I’ll be honest. Focus has never been my strong point.
When I was younger, I loved restaurant dining because I eavesdropped on so many great conversations while listening to what was going on at the table where I was seated. Well, sorta listened.
As a random thinker, I was so pleased when the term multi-tasking was created to legitimize my penchant for chasing numerous shiny objects simultaneously and catching none. But, if I claimed I was multi-tasking, I sounded sophisticated and overworked rather than clueless and disorganized.
Early in my marriage, my husband figured out that my multi-tasking occasionally led to disastrous results including saucepan bottoms burned off when I forgot about the water boiling for tea on the electric range.

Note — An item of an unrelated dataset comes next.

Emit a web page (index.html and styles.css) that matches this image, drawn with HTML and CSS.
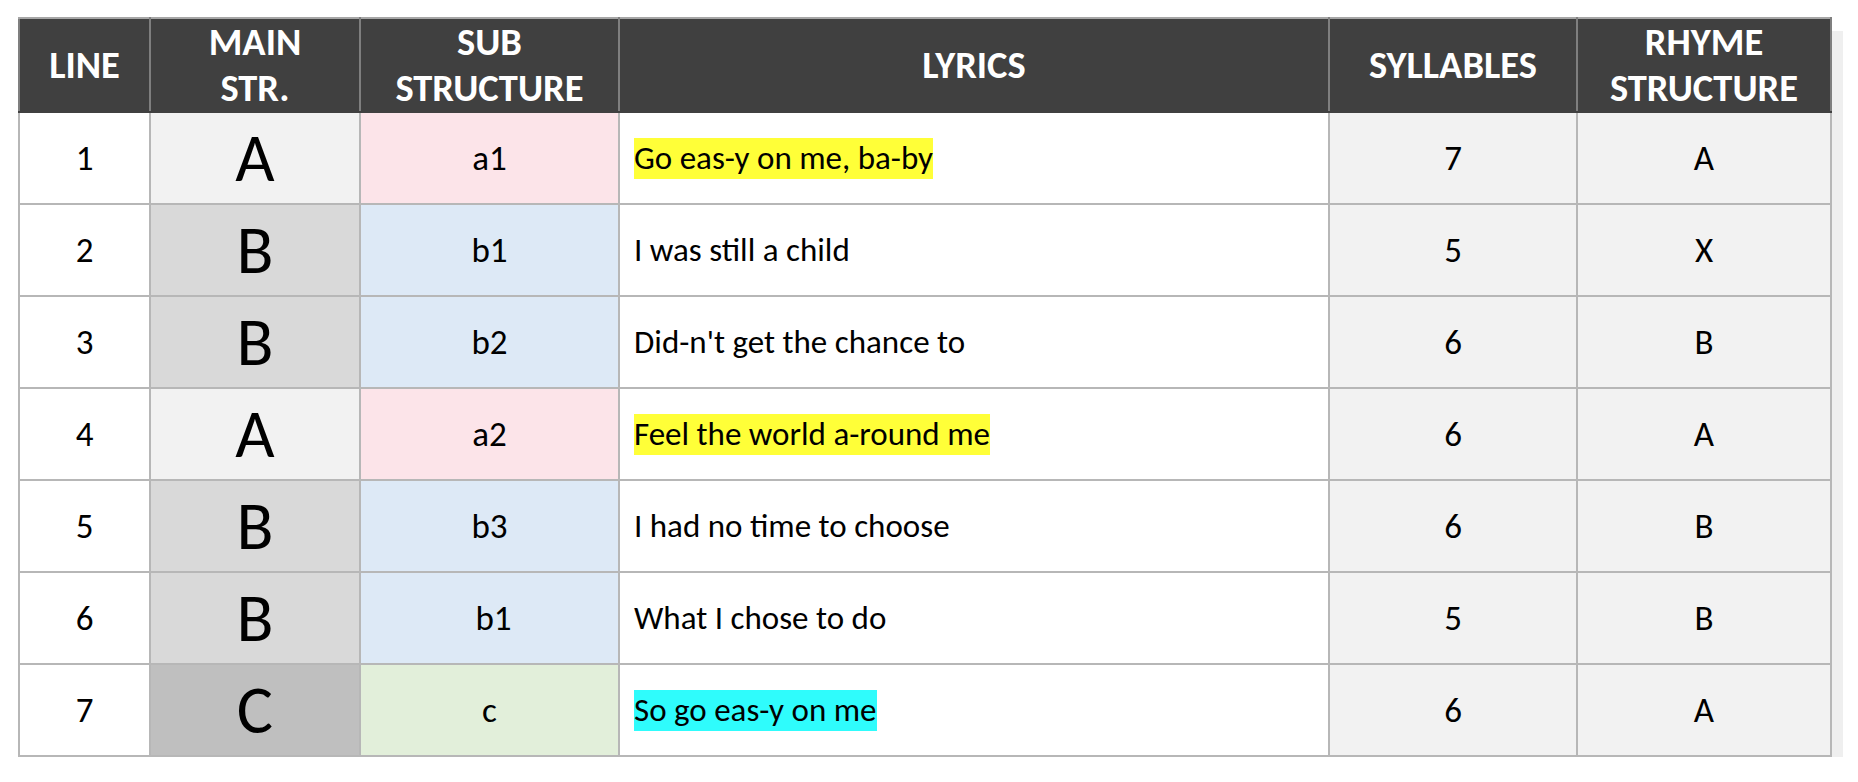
FILE: index.html
```html
<!DOCTYPE html>
<html>
<head>
<meta charset="utf-8">
<link rel="stylesheet" href="styles.css">
</head>
<body>
<div class="page">
  <div class="sheet">
    <table class="grid">
      <colgroup>
        <col class="c-line">
        <col class="c-main">
        <col class="c-sub">
        <col class="c-lyr">
        <col class="c-syl">
        <col class="c-rhy">
      </colgroup>
      <thead>
        <tr>
          <th>LINE</th>
          <th>MAIN<br>STR.</th>
          <th>SUB<br>STRUCTURE</th>
          <th>LYRICS</th>
          <th>SYLLABLES</th>
          <th>RHYME<br>STRUCTURE</th>
        </tr>
      </thead>
      <tbody>
        <tr>
          <td class="num">1</td>
          <td class="main m-a">A</td>
          <td class="sub s-a">a1</td>
          <td class="lyr"><span class="hl hl-y">Go eas-y on me, ba-by</span></td>
          <td class="grey">7</td>
          <td class="grey">A</td>
        </tr>
        <tr>
          <td class="num">2</td>
          <td class="main m-b">B</td>
          <td class="sub s-b">b1</td>
          <td class="lyr"><span class="hl">I was still a child</span></td>
          <td class="grey">5</td>
          <td class="grey">X</td>
        </tr>
        <tr>
          <td class="num">3</td>
          <td class="main m-b">B</td>
          <td class="sub s-b">b2</td>
          <td class="lyr"><span class="hl">Did-n't get the chance to</span></td>
          <td class="grey">6</td>
          <td class="grey">B</td>
        </tr>
        <tr>
          <td class="num">4</td>
          <td class="main m-a">A</td>
          <td class="sub s-a">a2</td>
          <td class="lyr"><span class="hl hl-y">Feel the world a-round me</span></td>
          <td class="grey">6</td>
          <td class="grey">A</td>
        </tr>
        <tr>
          <td class="num">5</td>
          <td class="main m-b">B</td>
          <td class="sub s-b">b3</td>
          <td class="lyr"><span class="hl">I had no time to choose</span></td>
          <td class="grey">6</td>
          <td class="grey">B</td>
        </tr>
        <tr>
          <td class="num">6</td>
          <td class="main m-b">B</td>
          <td class="sub s-b">&nbsp;b1</td>
          <td class="lyr"><span class="hl">What I chose to do</span></td>
          <td class="grey">5</td>
          <td class="grey">B</td>
        </tr>
        <tr>
          <td class="num">7</td>
          <td class="main m-c">C</td>
          <td class="sub s-c">c</td>
          <td class="lyr"><span class="hl hl-c">So go eas-y on me</span></td>
          <td class="grey">6</td>
          <td class="grey">A</td>
        </tr>
      </tbody>
    </table>
  </div>
</div>
</body>
</html>
```

FILE: styles.css
```css
html, body {
  margin: 0;
  padding: 0;
  background: #ffffff;
}

.page {
  padding: 17px 0 0 18px;
  font-family: Carlito, Lato, "Liberation Sans", sans-serif;
  color: #000;
}

.sheet {
  position: relative;
  width: 1812px;
}

.sheet::before {
  content: "";
  position: absolute;
  left: 13px;
  top: 14px;
  right: -13px;
  bottom: -14px;
  background: #efefef;
  z-index: 0;
}

.grid {
  position: relative;
  z-index: 1;
  width: 1812px;
  border-collapse: collapse;
  table-layout: fixed;
  border: 2px solid #a6a6a6;
}

.c-line { width: 131px; }
.c-main { width: 210px; }
.c-sub  { width: 259px; }
.c-lyr  { width: 710px; }
.c-syl  { width: 248px; }
.c-rhy  { width: 254px; }

.grid th {
  height: 92px;
  padding: 0;
  background: #404040;
  color: #ffffff;
  font-weight: 700;
  font-size: 38.5px;
  line-height: 46px;
  text-align: center;
  vertical-align: middle;
  border: 2px solid #7f7f7f;
  border-top-color: #a6a6a6;
  border-bottom-color: #404040;
}

.grid td {
  height: 90px;
  padding: 0;
  font-size: 35px;
  line-height: 44px;
  text-align: center;
  vertical-align: middle;
  border: 2px solid #b7b7b7;
  background: #ffffff;
}

.grid td.main {
  font-size: 68px;
  line-height: 80px;
}

.m-a { background: #f2f2f2 !important; }
.m-b { background: #d9d9d9 !important; }
.m-c { background: #bfbfbf !important; }

.s-a { background: #fce4e9 !important; }
.s-b { background: #dde9f6 !important; }
.s-c { background: #e2efda !important; }

.grid td.grey { background: #f2f2f2; }

.grid td.lyr {
  text-align: left;
  padding-left: 14px;
  font-size: 33px;
}

.hl {
  display: inline-block;
  line-height: 41px;
}

.hl-y { background: #ffff38; }
.hl-c { background: #2ffcfc; }
```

But as a young mother and working wife, this talent for multi-tasking became an asset, if not a necessity. I could drive the kids to baseball practice, plan the next day’s meeting, and grade papers all within the space of a coffee break.
Oh sure, there were still occasional mishaps when I was trying to talk on my early 21st century handheld speaker phone while driving my stick shift and drinking Slim-Fast. That was one of those “I really didn’t want to wear this outfit, turn around to home days.”
But now that I can euphemistically call myself a mid-life boomer, multi-tasking seems to be a practice that I should shed like those extra wavers attached to my upper arms. Focus is advised by the aging brain expert. And, I have noticed more gas tank caps dangling for miles, credit cards left to be shared by all at the checkout stands, and water running on the locust tree overnight or several nights if truth be told.
So, I’m focusing on focusing from now on. Consequently, I’ll end this so that I can text a message before the car needs to be shifted into third and my latte gets too cold.